Industrial & Engineering Chemistry Research, Vol.59, No.43, 19322-19333, 2020
Simulation of a Natural Gas-to-Liquid Process with a Multitubular Fischer-Tropsch Reactor and Variable Chain Growth Factor for Product Distribution
Natural gas conversion to liquid transportation fuels through Fischer-Tropsch synthesis (FTS) is an alternative approach compared to the conventional crude oil refining. In a gas-to-liquid (GTL) plant, natural gas is first converted to synthesis gas (syngas) and then to liquid fuels in an FT reactor. The distribution of liquid fuels being produced in the FT reactor depends on several factors including the catalyst, reactor type, operating pressure and temperature, chain growth probability (alpha), and so forth. The change in alpha along the FT fixed-bed reactor is affected by the temperature and H-2/CO ratio. In this paper, a typical multitubular FT reactor was simulated with a variable alpha along the tube length. To do so, the reactor was discretized to 1000 small segments and the alpha model was modified to fit the wax concentration in the reference FT reactor data with a wax production capacity of 6900 kg/h.
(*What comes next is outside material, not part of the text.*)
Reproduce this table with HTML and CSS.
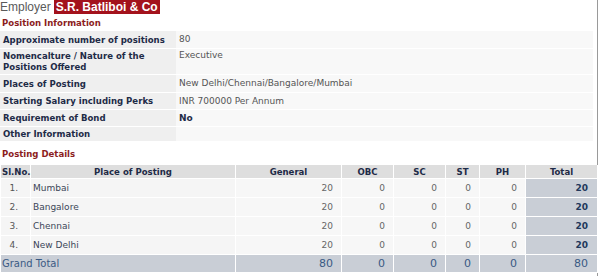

The developed FT reactor model was then used for the plantwide simulation of a GTL flowsheet with a larger wax production capacity of ca. 16,719 kg/h. The distribution of chemical species based on variable and constant a was compared. With a similar feed syngas composition, the wax mass fraction is 45.34% in the variable alpha scenario and is 41.02, 55.7, and 73.57% when alpha is fixed at 0.9, 0.92, and 0.95, respectively. In addition, sectioning of the FT reactor into two stages was considered to investigate the potential of volume reduction to produce ca. 16,719 kg/h of wax. The results suggest that the staged reactor has nearly 12% lower volume compared to the base case.